We then go approval for test in prod at low job time (remember it being like 05:00 - 06:00 on a tuesday). In the new prod we defined 2 jobs for every type of OS we knew about (1 to get the OS + patches, and 1 to get workload agent version). So at test time we did:
- export agent definitions from old 11.3.5 prod
- shutdown old 11.3.5 prod using scripts developed in test
- loaded agent definitions into new 11.3.6sp6 prod and ran our 2 jobs on each node
- remove all agent definitions out of new 11.3.6sp6 prod and shut it down
- restarted old 11.3.5 prod with scripts developed in test
After about a month of this on each Tuesday, we had a picture of the OS and agent version (which we pushed into a web site) and all the firewalls etc sorted out so the jobs ran (don't remember if we tested port 7507 as well)
Then we defined D-day and max roll-back time (2 days, but evaluated every 12 hours), so if we were still running the new after 2 days we would not go back (lose of history would start to be a problem. So at D-day we did
- export agent definitions from old 11.3.5 prod
- export job definitions + global variables
- shutdown old 11.3.5 prod using scripts developed in test
- loaded agent definitions into new 11.3.6sp6 prod and ran our 2 jobs on each node
- loaded prod jobs and global variables into new prod (and waited for the excitement to start.
We nearly rolled back at the 2nd 12 hour mark but other than that we never considered going back.
I have left the team now, but they still use the 2 jobs to build the status portal, and are moving agents to the latest supported version on each OS, I believe it is done now but that part took 18months. Also they are running sp7 (probably sp8 now) so that they do not get into the nightmare of a huge upgrade step.
Good luck it was a stressful ride on D-day but the testing and planning really paid off.
Original Message:
Sent: 07-01-2019 04:44 AM
From: Eliza Narvadez
Subject: WAAE 11.3.5 > 11.3.6 migration question
All,
I have the same problem. We currently have R11.3.5 autosys managers. We created r11.3.6 SP8 and now have more than 500 agents with different agents installed as the OS
are a variety of Windows OS from NT4 , Win2000, Win2003, Win2008R2, Win2012R2, Win 2016, Linux and HP-UX from the oldest to newest. How will I point all these agents to the new R11.3.6 SP8 in one day. One time bigtime and revert back to 11.3.5 if a problem is encountered as a rollback procedure.

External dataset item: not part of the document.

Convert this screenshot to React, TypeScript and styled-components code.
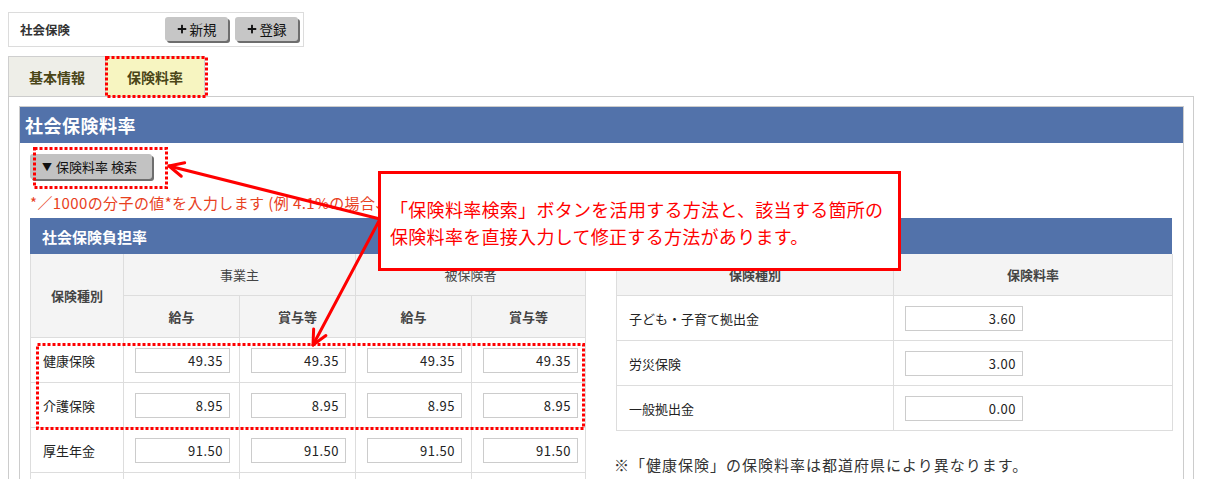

Appreciate your tips and advice. TIA.
Original Message------
Hi James,
This comes up every now and again. While I don't have a quick and easy answer, I have some suggestions that may help.
Do you need to define the agents to the new instance prior to the cutover? Would being able to telnet or nc to the agents on the agent port be enough to satisfy connectivity on the input side? The same should be done from the agent side, which depending on the OS may have a different solution on how to test. This is the safest as no agentparm.txt would be updated, but the most manual.
Another possible way is to insert the agents into the new instance (SCHEDULER MUST BE DOWN) and then do an autoping of the agents. The app server managerid is not persisted and has the hostname included, so prevents the agentparm from getting updated. I would switch the config file to have the app server use the scheduler port (7507) and reurn the test to verify that the other port is open as well. That should prevent the agentparm files from getting updated and not be a lot of effort to complete. The danger is if the scheduler starts and starts contacting agents. You may want to rename the scheduler binary after shutting it down to prevent even an accidental start if the machine was restarted for example.
Regards,
Mike